Even after the glacier retreated, it was quite some time before the Cape and Islands became what they are today. The Atlantic Ocean was 400 feet lower than it is today because there was so much water in the glacier. With the melting of the glacier, the areas the glacier had carved out began to fill with ocean water. Before this, it was possible to walk out to Nantucket and even George’s Bank was above water.
Around 10,000 years ago, there is hard evidence that Native Americans had come to the Cape. The Native Americans were able to have settlements in areas that are now covered by the ocean. The acidic soil of Cape Cod has made finding Native American artifacts difficult, with stone artifacts being those most likely to survive.

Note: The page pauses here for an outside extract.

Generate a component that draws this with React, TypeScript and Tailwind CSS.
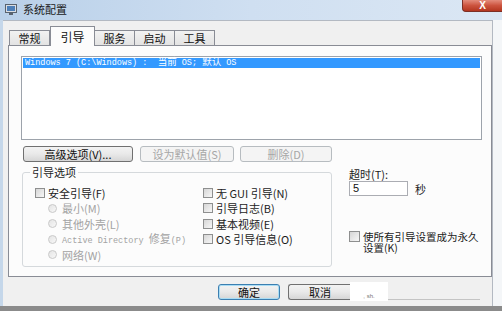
import React from 'react'

// ─── Small widgets ─────────────────────────────────────────

const FONT = "font-['Noto_Sans_CJK_SC','Noto_Sans',sans-serif]"

function Check({ label }: { label: string }) {
  return (
    <div className="flex items-center h-[15.5px]">
      <span className="w-[10px] h-[10px] border border-[#8e8f8f] bg-gradient-to-br from-[#d6d6d6] to-[#f7f7f7] shrink-0" />
      <span className="ml-[3px] text-[11px] leading-[12px] text-[#1b1b1b] whitespace-nowrap">{label}</span>
    </div>
  )
}

function Radio({ label, mono }: { label: React.ReactNode; mono?: boolean }) {
  return (
    <div className="flex items-center h-[15.5px] pl-[13px]">
      <span className="w-[9px] h-[9px] rounded-full border border-[#c9c9c9] bg-gradient-to-br from-[#e4e4e4] to-[#f8f8f8] shrink-0" />
      <span
        className={`ml-[5px] leading-[12px] text-[#a3a3a3] whitespace-nowrap ${mono ? "font-['Liberation_Mono','Noto_Sans_CJK_SC',monospace] text-[8.5px]" : 'text-[11px]'}`}
      >
        {label}
      </span>
    </div>
  )
}

function Btn({ label, width, disabled, focused }: { label: string; width: string; disabled?: boolean; focused?: boolean }) {
  const base = 'h-[16px] rounded-[3px] flex items-center justify-center text-[11px] leading-[12px] shrink-0'
  if (disabled) {
    return <div className={`${base} ${width} border border-[#b7bcc0] bg-[#f4f4f4] text-[#a6a6a6]`}>{label}</div>
  }
  return (
    <div
      className={`${base} ${width} border ${focused ? 'border-[#3c7fb1] shadow-[inset_0_0_0_1px_#a9dcf4]' : 'border-[#707070]'} bg-gradient-to-b from-[#f3f3f3] via-[#e9e9e9] to-[#d6d6d6] text-[#111]`}
    >
      {label}
    </div>
  )
}

// ─── Main ─────────────────────────────────────────────────

export default function App() {
  const tabs = ['常规', '引导', '服务', '启动', '工具']

  return (
    <div className={`w-[502px] h-[311px] overflow-hidden bg-[#eef2f6] flex flex-col ${FONT}`}>
      {/* Title bar */}
      <div className="h-[20px] shrink-0 flex items-start bg-gradient-to-r from-[#b9d0e9] via-[#cfdff1] to-[#dbe7f4]">
        <svg className="ml-[5px] mt-[4px]" width="12" height="11" viewBox="0 0 12 11">
          <rect x="0.5" y="0.5" width="11" height="8" fill="#d9dde3" stroke="#59636f" />
          <rect x="2" y="2" width="8" height="5" fill="#4d7fb8" />
          <rect x="4" y="9" width="4" height="2" fill="#59636f" />
        </svg>
        <span className="ml-[6px] mt-[3px] text-[11px] leading-[13px] text-[#1a1a1a]">系统配置</span>
        <div className="ml-auto w-[40px] h-[12px] shrink-0 rounded-bl-[4px] border border-t-0 border-r-0 border-[#7d2f25] bg-[#c9503b] bg-gradient-to-b from-[#e38b7b] via-[#cc533e] to-[#b3361f] flex items-center justify-center">
          <span className="text-white text-[10px] leading-[10px] font-bold font-['Liberation_Sans',sans-serif]">X</span>
        </div>
      </div>

      {/* Window body */}
      <div className="h-[286px] shrink-0 flex">
        <div className="w-[3px] bg-[#c5d7ea]" />
        <div className="w-[490px] bg-[#f0f0f0] border-t border-r border-[#b3b9c2] flex flex-col">
          {/* Tabs */}
          <div className="h-[24px] pl-[6px] flex items-end">
            {tabs.map((t, i) =>
              i === 1 ? (
                <div
                  key={t}
                  className="relative z-10 h-[20px] -mb-[1px] w-[45px] border border-b-0 border-[#898c95] bg-[#fcfcfc] flex items-center justify-center text-[12px] leading-[14px] text-[#111]"
                >
                  {t}
                </div>
              ) : (
                <div
                  key={t}
                  className={`h-[15px] w-[41px] border border-b-0 border-[#898c95] ${i > 1 ? '-ml-[1px]' : ''} bg-gradient-to-b from-[#f2f2f2] to-[#e3e3e3] flex items-center justify-center text-[11px] leading-[12px] text-[#111]`}
                >
                  {t}
                </div>
              ),
            )}
          </div>

          {/* Tab panel */}
          <div className="ml-[5px] w-[484px] h-[232px] border border-[#898c95] bg-[#fcfcfc] flex flex-col">
            {/* OS list */}
            <div className="ml-[12px] mt-[10px] w-[461px] h-[84px] border border-[#9da3ab] bg-white p-[1px]">
              <div className="h-[10px] bg-[#3399ff] flex items-center pl-[2px] text-white whitespace-nowrap font-['Liberation_Mono','Noto_Sans_CJK_SC',monospace] text-[8.5px] leading-[10px]">
                Windows 7 (C:\Windows) : &nbsp;<span className="text-[9.5px]">当前</span>&nbsp;OS;&nbsp;<span className="text-[9.5px]">默认</span>&nbsp;OS
              </div>
            </div>

            {/* Buttons */}
            <div className="ml-[14px] mt-[6px] flex">
              <Btn label="高级选项(V)..." width="w-[110px]" />
              <div className="ml-[7px]">
                <Btn label="设为默认值(S)" width="w-[94px]" disabled />
              </div>
              <div className="ml-[6px]">
                <Btn label="删除(D)" width="w-[92px]" disabled />
              </div>
            </div>

            {/* Lower area */}
            <div className="flex items-start">
              <fieldset className="ml-[13px] mt-[4px] w-[310px] h-[101px] border border-[#d5d9dc] rounded-[3px] px-[12px]">
                <legend className="ml-[-5px] px-[2px] text-[11px] leading-[12px] text-[#1b1b1b]">引导选项</legend>
                <div className="flex pt-[7px]">
                  <div className="w-[168px] flex flex-col">
                    <Check label="安全引导(F)" />
                    <Radio label="最小(M)" />
                    <Radio label="其他外壳(L)" />
                    <Radio
                      mono
                      label={
                        <>
                          Active Directory <span className="text-[11px] font-['Noto_Sans_CJK_SC',sans-serif]">修复</span>(P)
                        </>
                      }
                    />
                    <Radio label="网络(W)" />
                  </div>
                  <div className="flex flex-col">
                    <Check label="无 GUI 引导(N)" />
                    <Check label="引导日志(B)" />
                    <Check label="基本视频(E)" />
                    <Check label="OS 引导信息(O)" />
                  </div>
                </div>
              </fieldset>

              <div className="ml-[17px] mt-[6px] flex flex-col">
                <span className="text-[11px] leading-[12px] text-[#1b1b1b]">超时(T):</span>
                <div className="mt-[1px] flex items-center">
                  <div className="w-[59px] h-[15px] border border-[#abadb3] bg-white pl-[3px] text-[11px] leading-[13px] text-[#111] font-['Liberation_Sans',sans-serif]">
                    5
                  </div>
                  <span className="ml-[7px] text-[11px] leading-[12px] text-[#1b1b1b]">秒</span>
                </div>
                <div className="mt-[35px] flex items-start">
                  <span className="w-[11px] h-[11px] border border-[#8e8f8f] bg-gradient-to-br from-[#d6d6d6] to-[#f7f7f7] shrink-0" />
                  <span className="ml-[3px] w-[120px] text-[10.5px] leading-[11px] text-[#1b1b1b]">
                    使所有引导设置成为永久设置(K)
                  </span>
                </div>
              </div>
            </div>
          </div>

          {/* Dialog buttons */}
          <div className="ml-[215px] mt-[7px] flex items-start">
            <Btn label="确定" width="w-[62px]" focused />
            <div className="ml-[8px] w-[62px] h-[16px] rounded-l-[3px] border border-r-0 border-[#707070] bg-gradient-to-b from-[#f3f3f3] via-[#e9e9e9] to-[#d6d6d6] flex items-center pl-[20px] text-[11px] leading-[12px] text-[#111]">
              取消
            </div>
            <div className="-mt-[2px] w-[38px] h-[19px] bg-white flex items-end justify-center pb-[2px] text-[6px] leading-[6px] text-[#777] font-['Liberation_Sans',sans-serif]">
              , sh.
            </div>
            <div className="mt-[15px] w-[92px] h-[1px] bg-[#c4c4c4]" />
          </div>
        </div>
        <div className="flex-1 bg-[#f4f6f8]" />
      </div>

      {/* Bottom edge */}
      <div className="flex-1 bg-[#8b8b8b]" />
    </div>
  )
}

Even today, the Cape is still forming, with coastal erosion eating away at and reshaping beaches (and even some parking lots). Paine’s Creek in Brewster, for example, had its parking lot completely destroyed a few years ago, according to Barber. The town redid the parking lot, but the storms this past winter have caused new damage to the area.
There are also houses on the coastline that are threatened by the encroaching waters. The options for homeowners are limited to letting the homes fall into the sea, moving the home, or trying to circumvent Mother Nature (but only for those who have millions to spend).
The erosion of the Atlantic Ocean is swifter than that on the Cape Cod Bay. The parts of the Cape most threatened by erosion are areas such as the Outer Cape which is only 2 miles wide in some spots. Barber says that in 1,000 years, the landscape of the Cape and Islands will be a vastly different picture from what we have now. Until then, enjoy the beaches as they are for today.